Limitations and perspectives

Some limitations ought to be mentioned. First, due to the confounding of task material with grade level, this study is not suitable for drawing conclusions regarding the role of age development. Second, the study lacks a measure of quantity or quality of learners’ self-explanation activities. Therefore, statements on the non-effects of the self-explanation prompts remain speculative. Third, although the results show short-term effects and even some long-term effects, we would need repeating and longer-lasting training or instructional interventions to find longer-lasting effects. Fourth, especially for the implementation of heuristic worked examples in the classroom, we need research on the appropriate embedding of this instructional method into teaching choreographies. Fifth, since the operationalization was carried out on the basis of concrete content areas, the results must always be interpreted against this background. This does not rule out similar findings in other mathematical areas, but they cannot be postulated lightly. It is precisely because of the general importance of metacognitive strategies for mathematics teaching as a whole that further research is needed in this area.

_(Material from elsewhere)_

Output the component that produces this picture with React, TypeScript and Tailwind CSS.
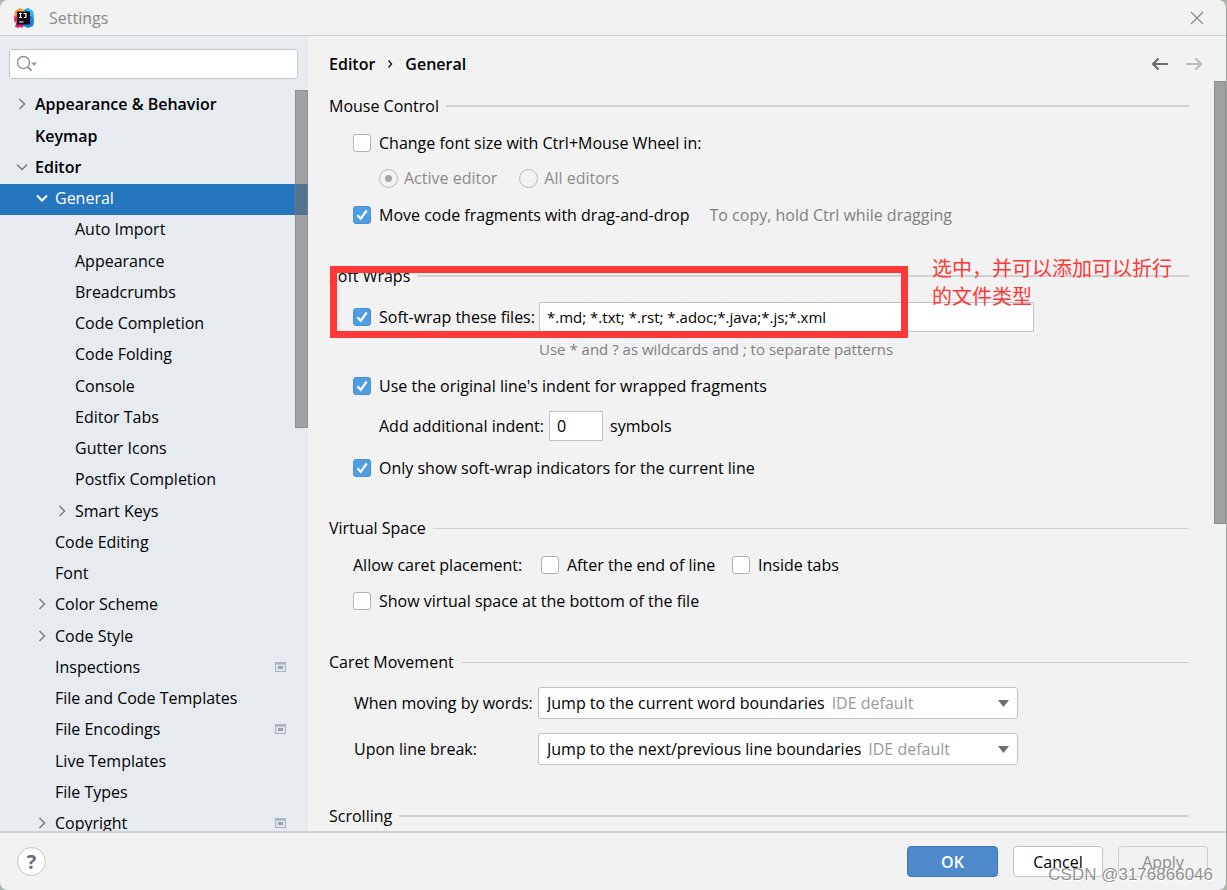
import React, { useState } from 'react';

type TreeItem = {
  label: string;
  level: number;
  state?: 'open' | 'closed';
  project?: boolean;
};

const TREE: TreeItem[] = [
  { label: 'Appearance & Behavior', level: 0, state: 'closed' },
  { label: 'Keymap', level: 0 },
  { label: 'Editor', level: 0, state: 'open' },
  { label: 'General', level: 1, state: 'open' },
  { label: 'Auto Import', level: 2 },
  { label: 'Appearance', level: 2 },
  { label: 'Breadcrumbs', level: 2 },
  { label: 'Code Completion', level: 2 },
  { label: 'Code Folding', level: 2 },
  { label: 'Console', level: 2 },
  { label: 'Editor Tabs', level: 2 },
  { label: 'Gutter Icons', level: 2 },
  { label: 'Postfix Completion', level: 2 },
  { label: 'Smart Keys', level: 2, state: 'closed' },
  { label: 'Code Editing', level: 1 },
  { label: 'Font', level: 1 },
  { label: 'Color Scheme', level: 1, state: 'closed' },
  { label: 'Code Style', level: 1, state: 'closed' },
  { label: 'Inspections', level: 1, project: true },
  { label: 'File and Code Templates', level: 1 },
  { label: 'File Encodings', level: 1, project: true },
  { label: 'Live Templates', level: 1 },
  { label: 'File Types', level: 1 },
  { label: 'Copyright', level: 1, state: 'closed', project: true },
];

const INDENT = ['pl-[14px]', 'pl-[34px]', 'pl-[54px]'];

function AppLogo(): React.JSX.Element {
  return (
    <svg className="h-5 w-5" viewBox="0 0 20 20">
      <path d="M1 3 6 0l4 2-3 8-6 1-1-3 1-2z" fill="#fb8c3c" />
      <path d="M6 0 11 2 8 5 4 5z" fill="#f8b040" />
      <path d="M0 9 4 7l4 9-3 4-4-1 1-4-2-2z" fill="#f0306c" />
      <path d="M2 15h10l-4 5-3-2-3 1z" fill="#d0207c" />
      <path d="M10 2 14 0 19 4 20 14 19 18 14 20 9 18 14 10z" fill="#1480e8" />
      <path d="M12 1 14 0 19 3 20 9 16 8z" fill="#28b8f0" />
      <rect x="3" y="3.500" width="13" height="13" fill="#150a10" />
      <path d="M5 5.500h3M6.500 5.500v4M5 9.500h3M9.500 5.500h2.500v3.200q0 .8-1 .8h-1.200M5 14h4.500" fill="none" stroke="#fff" strokeWidth="1.200" />
    </svg>
  );
}

function Chevron({ open, light }: { open: boolean; light: boolean }): React.JSX.Element {
  return (
    <svg className={`h-4 w-4 ${light ? 'text-white' : 'text-[#7f8285]'}`} viewBox="0 0 16 16" fill="none" stroke="currentColor" strokeWidth={light ? 2 : 1.6}>
      <path d={open ? 'M3 5.500l5 5 5-5' : 'M5.500 3l5 5-5 5'} />
    </svg>
  );
}

function ProjectIcon(): React.JSX.Element {
  return (
    <svg className="h-[10px] w-[11px]" viewBox="0 0 11 10">
      <path d="M0 0h11v10H0z" fill="#a9b4be" />
      <path d="M1 2.500h9V9H1z" fill="#dde4ea" />
      <path d="M3 4h5v3H3z" fill="#98a4af" />
    </svg>
  );
}

function Checkbox({ label, defaultChecked, className = '' }: { label: string; defaultChecked?: boolean; className?: string }): React.JSX.Element {
  return (
    <label className={`flex items-center gap-2 ${className}`}>
      <span className="grid h-[18px] w-[18px] shrink-0">
        <input
          type="checkbox"
          defaultChecked={defaultChecked}
          className="peer col-start-1 row-start-1 h-[18px] w-[18px] appearance-none rounded-[3px] border border-[#b0b0b0] bg-white checked:border-[#4a90d6] checked:bg-[#4f9ee3]"
        />
        <svg className="pointer-events-none invisible col-start-1 row-start-1 h-[18px] w-[18px] peer-checked:visible" viewBox="0 0 18 18" fill="none" stroke="#fff" strokeWidth="2.200">
          <path d="M4.500 9.200l3.200 3.600 6-8.300" />
        </svg>
      </span>
      <span>{label}</span>
    </label>
  );
}

function Radio({ label, defaultChecked }: { label: string; defaultChecked?: boolean }): React.JSX.Element {
  return (
    <label className="flex items-center gap-[6px] text-[#8c8c8c]">
      <span className="grid h-[19px] w-[19px] shrink-0 place-items-center">
        <input
          type="radio"
          name="zoom-scope"
          disabled
          defaultChecked={defaultChecked}
          className="peer col-start-1 row-start-1 h-[19px] w-[19px] appearance-none rounded-full border border-[#bcbcbc]"
        />
        <span className="invisible col-start-1 row-start-1 h-[7px] w-[7px] rounded-full bg-[#a6a6a6] peer-checked:visible" />
      </span>
      {label}
    </label>
  );
}

function SectionTitle({ title, thin, className = '' }: { title: string; thin?: boolean; className?: string }): React.JSX.Element {
  return (
    <div className={`flex h-6 items-center gap-[7px] ${className}`}>
      <h2>{title}</h2>
      <div className={`flex-1 bg-[#d1d1d1] ${thin ? 'h-px' : 'h-[2px]'}`} />
    </div>
  );
}

function Combo({ id, label, value, className = '' }: { id: string; label: string; value: string; className?: string }): React.JSX.Element {
  return (
    <div className={`flex items-center ${className}`}>
      <label htmlFor={id} className="w-[184px]">{label}</label>
      <div className="flex h-8 w-[480px] items-center rounded-[3px] border border-[#c2c2c2] bg-white pr-2 pl-2">
        <select id={id} className="field-sizing-content appearance-none bg-transparent">
          <option>{value}</option>
        </select>
        <span className="ml-[7px] text-[#999999]">IDE default</span>
        <svg className="ml-auto h-[7px] w-[11px]" viewBox="0 0 11 7">
          <path d="M0 0h11L5.500 7z" fill="#6e6e6e" />
        </svg>
      </div>
    </div>
  );
}

function Sidebar(): React.JSX.Element {
  const [selected, setSelected] = useState('General');

  return (
    <aside className="relative w-[308px] shrink-0 overflow-hidden bg-[#e6ebf0]">
      <div className="mt-[13px] mr-[10px] mb-[11px] ml-[9px] flex h-[30px] items-center rounded-[3px] border border-[#c2c5c8] bg-white pl-[7px]">
        <svg className="h-5 w-5 shrink-0" viewBox="0 0 20 20" fill="none" stroke="#8f989f" strokeWidth="1.500">
          <circle cx="6.500" cy="8.500" r="6" />
          <path d="M11 13l3.500 3.500" strokeWidth="2" />
          <path d="M14 8.500h6l-3 3.500z" fill="#8f989f" stroke="none" />
        </svg>
        <input type="text" aria-label="Search settings" className="ml-1 w-full min-w-0 bg-transparent outline-none" />
      </div>

      <ul>
        {TREE.map((item) => {
          const active = item.label === selected;
          return (
            <li key={item.label} className="nth-[4n+1]:mb-px">
              <button
                type="button"
                onClick={() => setSelected(item.label)}
                className={`flex h-[31px] w-full items-center gap-[5px] pr-[22px] pb-[3px] text-left ${INDENT[item.level]} ${item.level === 0 ? 'font-semibold' : ''} ${active ? 'bg-[#2675bf] text-white' : ''}`}
              >
                <span className="h-4 w-4 shrink-0">
                  {item.state && <Chevron open={item.state === 'open'} light={active} />}
                </span>
                <span className="flex-1">{item.label}</span>
                {item.project && <ProjectIcon />}
              </button>
            </li>
          );
        })}
      </ul>

      {/* Scrollbar thumb */}
      <div className="absolute top-[54px] right-0 h-[338px] w-[13px] border border-[#808080]/60 bg-[#707070]/60" />
    </aside>
  );
}

function Content(): React.JSX.Element {
  return (
    <main className="relative min-w-0 flex-1 overflow-hidden pt-4 pr-[37px] pl-[21px]">
      <div className="flex h-6 items-center">
        <nav className="flex items-center font-semibold">
          <span>Editor</span>
          <svg className="mx-3 h-2 w-[6px]" viewBox="0 0 6 8" fill="none" stroke="#222" strokeWidth="1.500">
            <path d="M1.500 .5 4.500 4l-3 3.500" />
          </svg>
          <span>General</span>
        </nav>
        <div className="-mr-[14px] ml-auto flex gap-4">
          <button type="button" aria-label="Back" className="text-[#6e6e6e]">
            <svg className="h-[18px] w-[18px]" viewBox="0 0 18 18" fill="none" stroke="currentColor" strokeWidth="2.200">
              <path d="M17 9H2M7.500 3.500 2 9l5.500 5.500" />
            </svg>
          </button>
          <button type="button" aria-label="Forward" className="text-[#bcbcbc]">
            <svg className="h-[18px] w-[18px]" viewBox="0 0 18 18" fill="none" stroke="currentColor" strokeWidth="2.200">
              <path d="M1 9h15M10.500 3.500 16 9l-5.500 5.500" />
            </svg>
          </button>
        </div>
      </div>

      <SectionTitle title="Mouse Control" className="mt-[18px]" />
      <div className="pl-[24px]">
        <Checkbox label="Change font size with Ctrl+Mouse Wheel in:" className="mt-[9px] h-8" />
        <div className="mt-[3px] flex h-8 items-center gap-[22px] pl-[26px]">
          <Radio label="Active editor" defaultChecked />
          <Radio label="All editors" />
        </div>
        <div className="mt-[5px] flex h-8 items-center gap-5">
          <Checkbox label="Move code fragments with drag-and-drop" defaultChecked />
          <span className="text-[#808080]">To copy, hold Ctrl while dragging</span>
        </div>
      </div>

      <SectionTitle title="Soft Wraps" className="mt-[33px]" />
      <div className="pl-[24px]">
        <div className="mt-[13px] flex h-8 items-center">
          <Checkbox label="Soft-wrap these files:" defaultChecked className="w-[186px]" />
          <input
            type="text"
            aria-label="Soft-wrap file patterns"
            defaultValue="*.md; *.txt; *.rst; *.adoc;*.java;*.js;*.xml"
            className="h-[30px] w-[495px] border border-[#c4c4c4] bg-white px-[7px] text-[15px]"
          />
        </div>
        <p className="mt-[4px] h-6 pl-[186px] text-[15px] leading-6 text-[#808080]">Use * and ? as wildcards and ; to separate patterns</p>
        <Checkbox label="Use the original line's indent for wrapped fragments" defaultChecked className="mt-[9px] h-8" />
        <div className="mt-[8px] flex h-8 items-center pl-[26px]">
          <label htmlFor="indent" className="w-[170px]">Add additional indent:</label>
          <input id="indent" type="text" defaultValue="0" className="h-[30px] w-[54px] border border-[#c4c4c4] bg-white px-[7px]" />
          <span className="ml-[7px]">symbols</span>
        </div>
        <Checkbox label="Only show soft-wrap indicators for the current line" defaultChecked className="mt-[10px] h-8" />
      </div>

      <SectionTitle title="Virtual Space" thin className="mt-[32px]" />
      <div className="pl-[24px]">
        <div className="mt-[9px] flex h-8 items-center">
          <span className="w-[188px]">Allow caret placement:</span>
          <Checkbox label="After the end of line" className="w-[191px]" />
          <Checkbox label="Inside tabs" />
        </div>
        <Checkbox label="Show virtual space at the bottom of the file" className="mt-[4px] h-8" />
      </div>

      <SectionTitle title="Caret Movement" thin className="mt-[33px]" />
      <div className="pl-[25px]">
        <Combo id="by-words" label="When moving by words:" value="Jump to the current word boundaries" className="mt-[13px]" />
        <Combo id="line-break" label="Upon line break:" value="Jump to the next/previous line boundaries" className="mt-[14px]" />
      </div>

      <SectionTitle title="Scrolling" className="mt-[39px]" />

      {/* Highlight around the soft-wrap option */}
      <div className="pointer-events-none absolute top-[230px] left-[22px] h-[72px] w-[578px] border-7 border-[#fd3838]" />
      <p className="absolute top-[218px] left-[624px] w-[240px] font-['Noto_Sans_CJK_SC',sans-serif] text-[20px] leading-7 text-[#fd3838]">
        选中，并可以添加可以折行的文件类型
      </p>

      {/* Scrollbar thumb */}
      <div className="absolute top-[45px] right-0 h-[443px] w-[12px] border border-[#8c8c8c] bg-[#a0a0a0]" />
    </main>
  );
}

function App(): React.JSX.Element {
  return (
    <div className="bg-[#a9b8ab]">
      <div className="flex h-screen flex-col overflow-hidden rounded-lg border-r border-[#9aa79c] bg-[#f2f2f2] font-['Open_Sans',sans-serif] text-[16px] leading-6 text-black">
        <header className="flex h-9 shrink-0 items-center border-b border-[#cdd0d3] pr-[22px] pl-[14px]">
          <AppLogo />
          <h1 className="ml-[15px] text-[#8b8b8b]">Settings</h1>
          <button type="button" aria-label="Close" className="ml-auto">
            <svg className="h-[14px] w-[14px]" viewBox="0 0 14 14" fill="none" stroke="#8b8b8b" strokeWidth="1.300">
              <path d="M1 1l12 12M13 1 1 13" />
            </svg>
          </button>
        </header>

        <div className="flex min-h-0 flex-1">
          <Sidebar />
          <Content />
        </div>

        <footer className="relative flex h-[59px] shrink-0 items-center gap-[15px] border-t-2 border-[#d1d1d1] pr-[18px] pl-[17px]">
          <button type="button" aria-label="Help" className="mr-auto flex h-[29px] w-[29px] items-center justify-center rounded-full border border-[#c4c4c4] bg-white text-[20px] font-bold text-[#6e6e6e]">
            ?
          </button>
          <button type="button" className="h-[31px] w-[91px] rounded-[4px] border border-[#3d75b3] bg-[#4e8aca] font-semibold text-white">OK</button>
          <button type="button" className="h-[31px] w-[90px] rounded-[4px] border border-[#c4c4c4] bg-white">Cancel</button>
          <button type="button" disabled className="h-[31px] w-[90px] rounded-[4px] border border-[#cfcfcf] text-[#8c8c8c]">Apply</button>
          <span className="pointer-events-none absolute right-[13px] bottom-[3px] font-['Liberation_Sans',sans-serif] text-[17px] text-[#777777]/80 [text-shadow:1px_1px_0_#fff]">
            CSDN @3176866046
          </span>
        </footer>
      </div>
    </div>
  );
}

export default App;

Our study shows that when working on reality-based mathematical tasks, even complex skills like metacognitive strategies can be supported by a guided example-based instructional approach. Further research should focus on the question as to how mathematics instruction can integrate the student’s autonomous learning with worked examples. Competency in dealing with reality-based mathematical tasks effectively can only be built up sustainably using longer-term approaches.